For the last 20 years there has been a steadily consistent rule of thumb by America’s financial planners when it comes to retirement — the 4% rule.
And what exactly is the 4% rule?
In short, it’s a guideline that helps retirees determine how much money they should take from their nest egg each year. The goal is to help make sure the money lasts.
In other words, if you adhere to the rule and have a nest egg of $500,000, you should limit your withdrawals for living expenses to 4%, or $20,000 a year.
So, the big question is, after 20 years, is the rule still relevant? Most planners interviewed say yes — but only as a rule of thumb, and certainly not for everyone.
“First of all, there is a misconception,” says Matthew Sadowsky, director of retirement and annuities for TD Ameritrade. “It is a rule of thumb, not a law. It is often misunderstood. In its purest form, if you withdraw 4% and grow with inflation, your portfolio should not run out for 30 years. It does not mean you will not run out of money.”
“It’s a good general guideline,” says Dan McElwee, executive vice president at CFP Ventura Wealth Management in Princeton, N.J. “It doesn’t work for everyone. “They have to sit down, look at their situation, and say, ‘Does this make sense?’”

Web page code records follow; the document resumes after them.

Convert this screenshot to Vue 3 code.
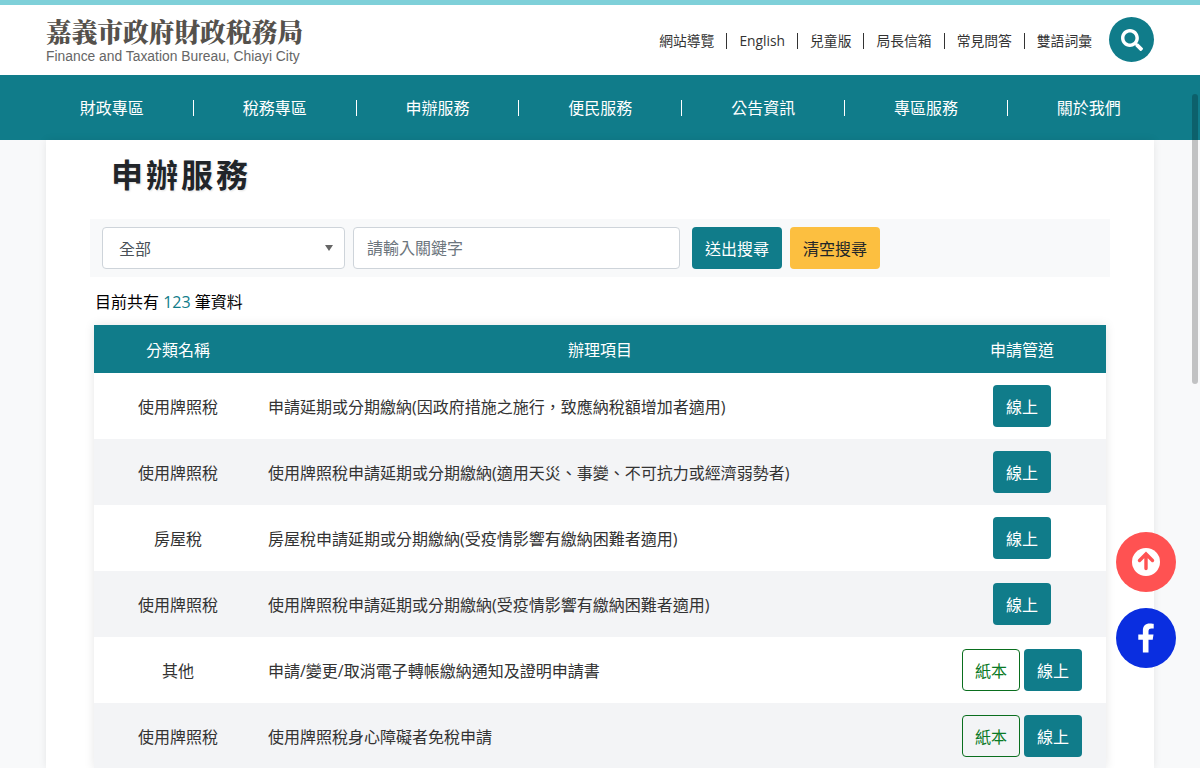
<template>
  <div class="page" lang="zh-Hant">
    <header class="site-header">
      <div class="logo">
        <div class="logo-title">嘉義市政府財政稅務局</div>
        <div class="logo-sub">Finance and Taxation Bureau, Chiayi City</div>
      </div>
      <div class="top-right">
        <ul class="top-links">
          <li v-for="link in topLinks" :key="link">{{ link }}</li>
        </ul>
        <button class="search-circle" type="button" aria-label="搜尋">
          <svg width="22" height="22" viewBox="0 0 512 512">
            <path fill="#fff" d="M505 442.700L405.300 343c-4.500-4.500-10.600-7-17-7H372c27.600-35.300 44-79.700 44-128C416 93.100 322.900 0 208 0S0 93.100 0 208s93.100 208 208 208c48.300 0 92.700-16.400 128-44v16.300c0 6.400 2.500 12.500 7 17l99.700 99.700c9.400 9.400 24.600 9.400 33.900 0l28.300-28.300c9.400-9.400 9.400-24.600.1-34zM208 336c-70.700 0-128-57.200-128-128 0-70.700 57.200-128 128-128 70.700 0 128 57.200 128 128 0 70.700-57.200 128-128 128z" />
          </svg>
        </button>
      </div>
    </header>

    <nav class="main-nav">
      <a v-for="item in navItems" :key="item" class="nav-item">{{ item }}</a>
    </nav>

    <main class="content">
      <h1>申辦服務</h1>

      <form class="search-bar" @submit.prevent>
        <div class="select-box">
          <span>全部</span>
          <i class="caret"></i>
        </div>
        <input class="keyword" type="text" placeholder="請輸入關鍵字" />
        <button class="btn btn-teal wide" type="submit">送出搜尋</button>
        <button class="btn btn-yellow wide" type="button">清空搜尋</button>
      </form>

      <p class="count">目前共有 <span>123</span> 筆資料</p>

      <table class="data-table">
        <thead>
          <tr>
            <th class="col-type">分類名稱</th>
            <th>辦理項目</th>
            <th class="col-channel">申請管道</th>
          </tr>
        </thead>
        <tbody>
          <tr v-for="row in rows" :key="row.title">
            <td class="cell-center">{{ row.type }}</td>
            <td class="cell-title">{{ row.title }}</td>
            <td class="cell-center">
              <div class="channels">
                <a v-if="row.paper" class="btn btn-outline">紙本</a>
                <a class="btn btn-teal">線上</a>
              </div>
            </td>
          </tr>
        </tbody>
      </table>
    </main>

    <div class="float-btns">
      <a class="float-btn to-top">
        <svg width="30" height="30" viewBox="0 0 30 30">
          <circle cx="15" cy="15" r="14" fill="#fff" />
          <path d="M15 21.500V7M8.500 13.500L15 7l6.500 6.500" fill="none" stroke="#ff5252" stroke-width="3.400" stroke-linecap="round" />
        </svg>
      </a>
      <a class="float-btn fb">
        <svg width="18" height="30" viewBox="0 0 320 512">
          <path fill="#fff" d="M279.140 288l14.220-92.660h-88.910v-60.130c0-25.350 12.420-50.060 52.240-50.060h40.420V6.260S260.430 0 225.360 0c-73.220 0-121.080 44.380-121.080 124.720v70.620H22.890V288h81.390v224h100.170V288z" />
        </svg>
      </a>
    </div>

    <div class="scroll-thumb"></div>
  </div>
</template>

<script setup>
const topLinks = ['網站導覽', 'English', '兒童版', '局長信箱', '常見問答', '雙語詞彙'];

const navItems = ['財政專區', '稅務專區', '申辦服務', '便民服務', '公告資訊', '專區服務', '關於我們'];

const rows = [
  { type: '使用牌照稅', title: '申請延期或分期繳納(因政府措施之施行，致應納稅額增加者適用)', paper: false },
  { type: '使用牌照稅', title: '使用牌照稅申請延期或分期繳納(適用天災、事變、不可抗力或經濟弱勢者)', paper: false },
  { type: '房屋稅', title: '房屋稅申請延期或分期繳納(受疫情影響有繳納困難者適用)', paper: false },
  { type: '使用牌照稅', title: '使用牌照稅申請延期或分期繳納(受疫情影響有繳納困難者適用)', paper: false },
  { type: '其他', title: '申請/變更/取消電子轉帳繳納通知及證明申請書', paper: true },
  { type: '使用牌照稅', title: '使用牌照稅身心障礙者免稅申請', paper: true },
];
</script>

<style>
html,
body {
  margin: 0;
  height: 768px;
  overflow: hidden;
  background: #f8f9fa;
}
</style>

<style scoped>
.page {
  position: relative;
  height: 768px;
  overflow: hidden;
  font-family: "Open Sans", "Noto Sans CJK TC", sans-serif;
  font-size: 16px;
  color: #212529;
}

.site-header {
  height: 70px;
  border-top: 5px solid #7fd0d9;
  background: #fff;
  display: flex;
  justify-content: space-between;
  align-items: center;
  padding: 0 46px;
}

.logo {
  margin-top: -2px;
}

.logo-title {
  font-family: "Noto Serif CJK TC", "Noto Sans CJK TC", serif;
  font-size: 25.700px;
  font-weight: 900;
  line-height: 32px;
  color: #55514c;
}

.logo-sub {
  font-family: "Liberation Sans", sans-serif;
  font-size: 13.850px;
  line-height: 16px;
  color: #666;
  margin-top: 1px;
}

.top-right {
  display: flex;
  align-items: center;
}

.top-links {
  display: flex;
  list-style: none;
  margin: 2px 5px 0 0;
  padding: 0;
  font-size: 13.800px;
  color: #333;
}

.top-links li {
  line-height: 16px;
  padding: 0 12px;
  border-left: 1px solid #333;
}

.top-links li:first-child {
  border-left: none;
}

.search-circle {
  width: 45px;
  height: 45px;
  border: none;
  border-radius: 50%;
  background: #107c8a;
  display: flex;
  align-items: center;
  justify-content: center;
  padding: 0;
  margin-top: -1px;
}

.main-nav {
  height: 65px;
  background: #107c8a;
  display: flex;
  align-items: center;
  padding: 0 30.200px 0 30.900px;
}

.nav-item {
  flex: 1;
  text-align: center;
  color: #fff;
  line-height: 16px;
  border-left: 1px solid #fff;
}

.nav-item:first-child {
  border-left: none;
}

.content {
  width: 1108px;
  height: 628px;
  box-sizing: border-box;
  margin: 0 auto;
  padding: 0 44px;
  background: #fff;
  box-shadow: 0 0 8px rgba(0, 0, 0, 0.08);
}

h1 {
  margin: 0;
  padding: 12px 0 0 21px;
  font-size: 32px;
  font-weight: 700;
  line-height: 45px;
  letter-spacing: 3px;
  text-shadow: 1px 1px 2px rgba(0, 0, 0, 0.12);
}

.search-bar {
  margin-top: 22px;
  height: 58px;
  box-sizing: border-box;
  background: #f8f9fa;
  padding: 8px 12px;
  display: flex;
  gap: 8px;
}

.select-box {
  width: 243px;
  height: 42px;
  box-sizing: border-box;
  border: 1px solid #ced4da;
  border-radius: 4px;
  background: #fff;
  padding: 0 15px 0 16px;
  display: flex;
  align-items: center;
  justify-content: space-between;
  color: #495057;
}

.caret {
  width: 0;
  height: 0;
  border-left: 4px solid transparent;
  border-right: 4px solid transparent;
  border-top: 6.500px solid #666;
  margin-right: -4px;
}

.keyword {
  width: 327px;
  height: 42px;
  box-sizing: border-box;
  border: 1px solid #ced4da;
  border-radius: 4px;
  padding: 0 13px;
  font: inherit;
  color: #495057;
}

.keyword::placeholder {
  color: #6c757d;
}

.btn {
  box-sizing: border-box;
  height: 42px;
  width: 58px;
  border: 1px solid transparent;
  border-radius: 4px;
  display: inline-flex;
  align-items: center;
  justify-content: center;
  font: inherit;
  padding: 0;
}

.btn.wide {
  width: 90px;
}

.search-bar .btn-teal {
  margin-left: 4px;
}

.btn-teal {
  background: #107c8a;
  color: #fff;
}

.btn-yellow {
  background: #fcbf40;
  color: #212529;
}

.btn-outline {
  background: transparent;
  border-color: #0a6e1e;
  color: #0a7a26;
}

.count {
  margin: 0;
  padding: 14px 0 0 5px;
  line-height: 22px;
  height: 48px;
  box-sizing: border-box;
  color: #000;
}

.count span {
  color: #107c8a;
}

.data-table {
  width: 1012px;
  margin-left: 4px;
  border-collapse: collapse;
  table-layout: fixed;
  box-shadow: 0 0 10px rgba(0, 0, 0, 0.1);
}

.data-table th {
  height: 48px;
  padding: 0;
  background: #107c8a;
  color: #fff;
  font-weight: 400;
}

.col-type {
  width: 168px;
}

.col-channel {
  width: 168px;
}

.data-table td {
  height: 66px;
  padding: 0;
  color: #333;
}

.data-table tbody tr:nth-child(even) td {
  background: #f3f4f6;
}

.cell-center {
  text-align: center;
}

.cell-title {
  padding-left: 6px !important;
}

.channels {
  display: flex;
  justify-content: center;
  gap: 4px;
}

.float-btns {
  position: absolute;
  left: 1116px;
  top: 532px;
  display: flex;
  flex-direction: column;
  gap: 16px;
}

.float-btn {
  width: 60px;
  height: 60px;
  border-radius: 50%;
  display: flex;
  align-items: center;
  justify-content: center;
}

.to-top {
  background: #ff5252;
}

.fb {
  background: #0a2ee0;
}

.scroll-thumb {
  position: absolute;
  left: 1192px;
  top: 94px;
  width: 6px;
  height: 290px;
  border-radius: 3px;
  background: rgba(0, 0, 0, 0.22);
}
</style>
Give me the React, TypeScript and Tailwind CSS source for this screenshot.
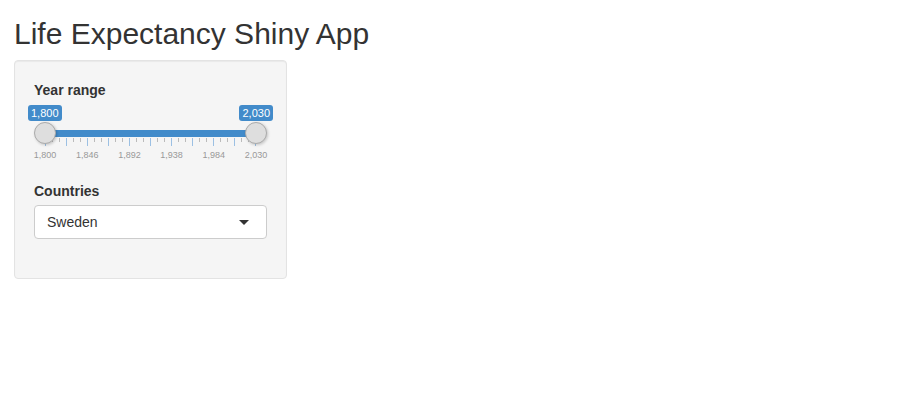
import React from "react";

const gridLabels = ["1,800", "1,846", "1,892", "1,938", "1,984", "2,030"];

// 31 ticks: a blue one every third, small grey ones between
const ticks = Array.from({ length: 31 }, (_, i) => i % 3 === 0);

function Handle() {
  return (
    <div className="z-10 h-[22px] w-[22px] shrink-0 rounded-full border border-[#ababab] bg-[#dedede] shadow-[1px_1px_3px_rgba(0,0,0,0.2)]" />
  );
}

function YearSlider() {
  return (
    <div className="flex w-full flex-col pb-[5px]">
      {/* value badges */}
      <div className="-mx-[6px] flex justify-between">
        <span className="rounded-[3px] bg-[#428bca] px-[3px] py-px text-[11px] leading-[14px] text-white">1,800</span>
        <span className="rounded-[3px] bg-[#428bca] px-[3px] py-px text-[11px] leading-[14px] text-white">2,030</span>
      </div>

      {/* track with handles */}
      <div className="relative mt-px flex h-[22px] items-center justify-between">
        <div className="absolute left-[11px] right-[11px] top-[8px] h-[7px] bg-[#428bca]" />
        <Handle />
        <Handle />
      </div>

      {/* grid ticks */}
      <div className="mx-[11px] -mt-[6px] flex h-[8px] items-start justify-between">
        {ticks.map((big, i) => (
          <div key={i} className={big ? "h-[8px] w-px bg-[#9cc0e3]" : "h-[4px] w-px bg-[#bbbbbb]"} />
        ))}
      </div>

      {/* grid labels */}
      <div className="-mx-[10px] mt-[3px] grid grid-cols-6">
        {gridLabels.map((l) => (
          <span key={l} className="text-center text-[9px] leading-[12px] text-[#999]">
            {l}
          </span>
        ))}
      </div>
    </div>
  );
}

export default function App() {
  return (
    <div className="min-h-[410px] bg-white px-[14px] font-['Liberation_Sans',Arial,sans-serif] text-[#333]">
      <h2 className="mb-[10px] pt-[17px] text-[30px] font-medium leading-[33px]">Life Expectancy Shiny App</h2>

      <div className="w-[273px] rounded-[4px] border border-[#e3e3e3] bg-[#f5f5f5] px-[19px] pt-[19px] pb-[39px] shadow-[inset_0_1px_1px_rgba(0,0,0,0.05)]">
        <div className="flex flex-col">
          <label className="mb-[5px] text-[14px] font-bold leading-5">Year range</label>
          <YearSlider />
        </div>

        <div className="mt-[15px] flex flex-col">
          <label className="mb-[4px] text-[14px] font-bold leading-5">Countries</label>
          <div className="flex h-[34px] items-center justify-between rounded-[4px] border border-[#cccccc] bg-white pl-[12px] pr-[17px] text-[14px]">
            <span>Sweden</span>
            <span className="h-0 w-0 border-x-[5px] border-t-[5px] border-x-transparent border-t-[#333]" />
          </div>
        </div>
      </div>
    </div>
  );
}
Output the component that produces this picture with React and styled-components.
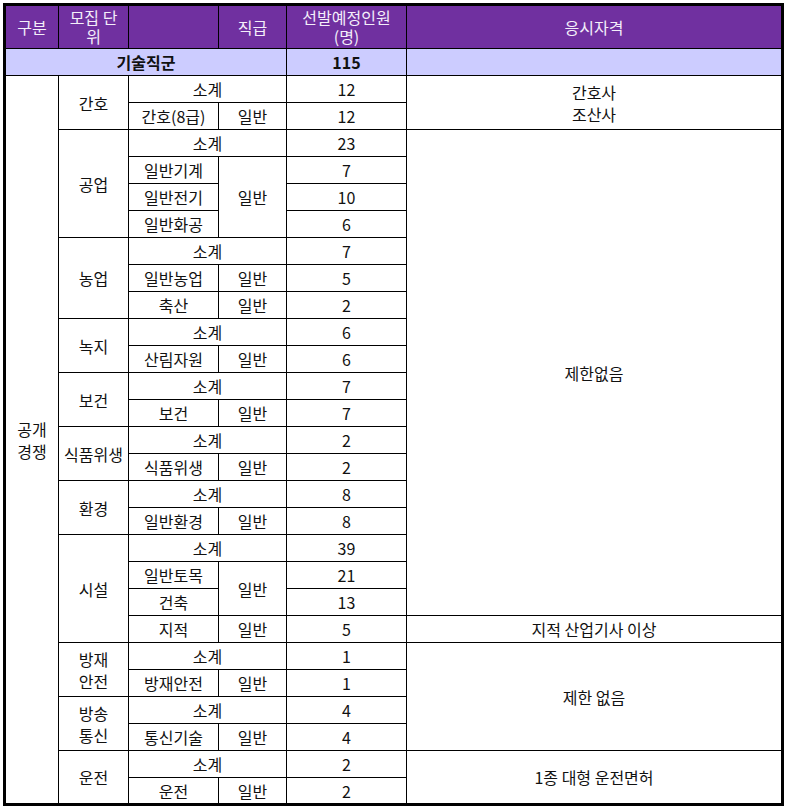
import React from "react";
import styled, { createGlobalStyle } from "styled-components";

const GlobalStyle = createGlobalStyle`
  body {
    margin: 0;
    padding: 3px;
    background: #ffffff;
    font-family: "Noto Sans CJK KR", "Noto Sans", sans-serif;
  }
`;

const Table = styled.table`
  border-collapse: collapse;
  table-layout: fixed;
  width: 781px;
  border: 3px solid #000;
  font-size: 16px;
  color: #111;
`;

const HeadRow = styled.tr`
  height: 44px;
`;

const Row = styled.tr`
  height: 27px;
`;

const HeadCell = styled.th`
  background: #7030a0;
  color: #f4eefa;
  font-weight: 400;
  border: 1px solid #000;
  padding: 0 2px;
  line-height: 19px;
  text-align: center;
  white-space: pre-line;
`;

const Cell = styled.td`
  border: 1px solid #000;
  padding: 0;
  line-height: 22px;
  text-align: center;
  vertical-align: middle;
  white-space: pre-line;
  background: ${(p) => (p.$sub ? "#ccccff" : "#fff")};
  font-weight: ${(p) => (p.$bold ? 700 : 400)};
`;

const groups = [
  {
    name: "간호",
    total: 12,
    rows: [{ unit: "간호(8급)", grade: "일반", n: 12 }],
    qual: { text: "간호사\n조산사", span: 2 },
  },
  {
    name: "공업",
    total: 23,
    rows: [
      { unit: "일반기계", grade: "일반", gradeSpan: 3, n: 7 },
      { unit: "일반전기", n: 10 },
      { unit: "일반화공", n: 6 },
    ],
    qual: { text: "제한없음", span: 18 },
  },
  {
    name: "농업",
    total: 7,
    rows: [
      { unit: "일반농업", grade: "일반", n: 5 },
      { unit: "축산", grade: "일반", n: 2 },
    ],
  },
  { name: "녹지", total: 6, rows: [{ unit: "산림자원", grade: "일반", n: 6 }] },
  { name: "보건", total: 7, rows: [{ unit: "보건", grade: "일반", n: 7 }] },
  { name: "식품위생", total: 2, rows: [{ unit: "식품위생", grade: "일반", n: 2 }] },
  { name: "환경", total: 8, rows: [{ unit: "일반환경", grade: "일반", n: 8 }] },
  {
    name: "시설",
    total: 39,
    rows: [
      { unit: "일반토목", grade: "일반", gradeSpan: 2, n: 21 },
      { unit: "건축", n: 13 },
      { unit: "지적", grade: "일반", n: 5, qual: "지적 산업기사 이상" },
    ],
  },
  {
    name: "방재\n안전",
    total: 1,
    rows: [{ unit: "방재안전", grade: "일반", n: 1 }],
    qual: { text: "제한 없음", span: 4 },
  },
  { name: "방송\n통신", total: 4, rows: [{ unit: "통신기술", grade: "일반", n: 4 }] },
  {
    name: "운전",
    total: 2,
    rows: [{ unit: "운전", grade: "일반", n: 2 }],
    qual: { text: "1종 대형 운전면허", span: 2 },
  },
];

const bodyRows = groups.reduce((sum, g) => sum + g.rows.length + 1, 0);

const App = () => {
  return (
    <React.Fragment>
      <GlobalStyle />
      <Table>
        <colgroup>
          <col style={{ width: 54 }} />
          <col style={{ width: 70 }} />
          <col style={{ width: 90 }} />
          <col style={{ width: 68 }} />
          <col style={{ width: 120 }} />
          <col />
        </colgroup>
        <thead>
          <HeadRow>
            <HeadCell>구분</HeadCell>
            <HeadCell>{"모집 단\n위"}</HeadCell>
            <HeadCell />
            <HeadCell>직급</HeadCell>
            <HeadCell>{"선발예정인원\n(명)"}</HeadCell>
            <HeadCell>응시자격</HeadCell>
          </HeadRow>
        </thead>
        <tbody>
          <Row>
            <Cell $sub $bold colSpan={4}>
              기술직군
            </Cell>
            <Cell $sub $bold>
              115
            </Cell>
            <Cell $sub />
          </Row>
          {groups.map((g, gi) => (
            <React.Fragment key={g.name}>
              <Row>
                {gi === 0 && <Cell rowSpan={bodyRows}>{"공개\n경쟁"}</Cell>}
                <Cell rowSpan={g.rows.length + 1}>{g.name}</Cell>
                <Cell colSpan={2}>소계</Cell>
                <Cell>{g.total}</Cell>
                {g.qual && <Cell rowSpan={g.qual.span}>{g.qual.text}</Cell>}
              </Row>
              {g.rows.map((r) => (
                <Row key={r.unit}>
                  <Cell>{r.unit}</Cell>
                  {r.grade && <Cell rowSpan={r.gradeSpan || 1}>{r.grade}</Cell>}
                  <Cell>{r.n}</Cell>
                  {r.qual && <Cell>{r.qual}</Cell>}
                </Row>
              ))}
            </React.Fragment>
          ))}
        </tbody>
      </Table>
    </React.Fragment>
  );
};

export default App;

“Is it still valid?” asks Sadowsky. “If you believe the future looks like the past. The less comfort or certainty you have that the future looks like the past, the less confidence you can have in the 4% rule.”
Stephen DeCesare, president of DeCesare Retirement Specialists in Marlton, N.J., says he still recommends the rule. “I think it is a good starting point. It was well researched 20 years ago. And it addresses one of the most important things in retirement planning — the risk of losing out to inflation.”
Still, DeCesare says, while it’s good as a rule of thumb, “Each person’s plan is specific. I’m still recommending it as a good starting point,” he says. “It does address inflation.”
A key to making the rule work, says McElwee, is that people have to be honest with themselves. “I can’t tell you how many meetings we ask clients, ‘How much did you withdraw?’ They say 4%. I do a calculation, and it’s 7% or 8%. They bought a new car, did something for the kids. Sometimes is OK — the next year they can withdraw 2%.”
“Some can do it by themselves,” McElwee says. “Some need to do it with a professional. I do believe withdrawal rates need to be monitored continuously during retirement. It’s not something you just set up once and not look at again.”
Dan Keady, senior director of planning at TIAA-CREF, says his biggest objection is calling it a rule. And there are several things that are dramatically different today from what they were 20 years ago — primarily among them, interest rates.
“If someone was earning 1% and they withdraw 4%, it would be depleted rapidly,” he says. The rule needs to be a guide. People still need to figure out their non-discretionary expenses, subtract Social Security and cover the difference by putting a portion of their assets into an annuity.
“We would say 4% is a reasonable withdrawal rate, but you should monitor values over time and course-correct based on what actually happens,” Keady says. “If someone was taking 4% and their assets were depleting faster, they need to cut back. If things are going well, they can give a bigger boost. It is not a rule. It is a guidepost for people to look at.”
Marcy Keckler, vice president of financial advice strategy at Ameriprise Financial, agrees that the rule is a great starting point.
“It’s something you want to apply judgment to on a case-by-case basis,” she says. “If someone has the good fortune of having pension income they can count on and having Social Security and potentially other sources of income, they may be in the fortunate situation where the majority of their living expenses are covered by income already coming in. They can think of withdrawals from their portfolios for fun stuff. They may be able to go higher (than 4%).”
You must also consider how the markets have performed, she says. “If you have experienced substantial losses, it may be time to dial down withdrawals. If your portfolio has performed well, it might be a year you can withdraw a little more.”
The key, she says, is to tailor your withdrawals to your personal situation as well as your recent portfolio performance.
One financial expert who doesn’t think the rule is still relevant is David John, senior strategic policy adviser with the AARP Public Policy Institute.
One analysis showed a fair number of times that it had failed — or when the account ran out before it was supposed to, he says.
“Like all good rules of thumb, it applies when times are good, but doesn’t meet today’s realities,” he says. “The low-interest-rate environment we’ve got right now means the fixed-income (part of the portfolio) is unlikely to come anywhere close to a 4% return,” he says. And, he says, stock market volatility makes it dangerous to assume that the equity portion of your portfolio would make up the difference on a consistent basis.
He says he prefers a 3% rule, or better, watching your withdrawals and timing them to the better market returns. And he says the problem with any retirement is you don’t know how long it will last.
For that reason, he says, if you have the resources, he recommends a longevity annuity, one that kicks in after a certain age.
“A longevity annuity guarantees you won’t run out of money towards the end,” he says.
There are exceptions to the rule, says Tim Courtney, chief investment officer at Exencial Wealth Advisors in Oklahoma City. “I would say that retiring in your 50s would lead you to begin with a withdrawal rate much lower than 4%, probably closer to 3%.”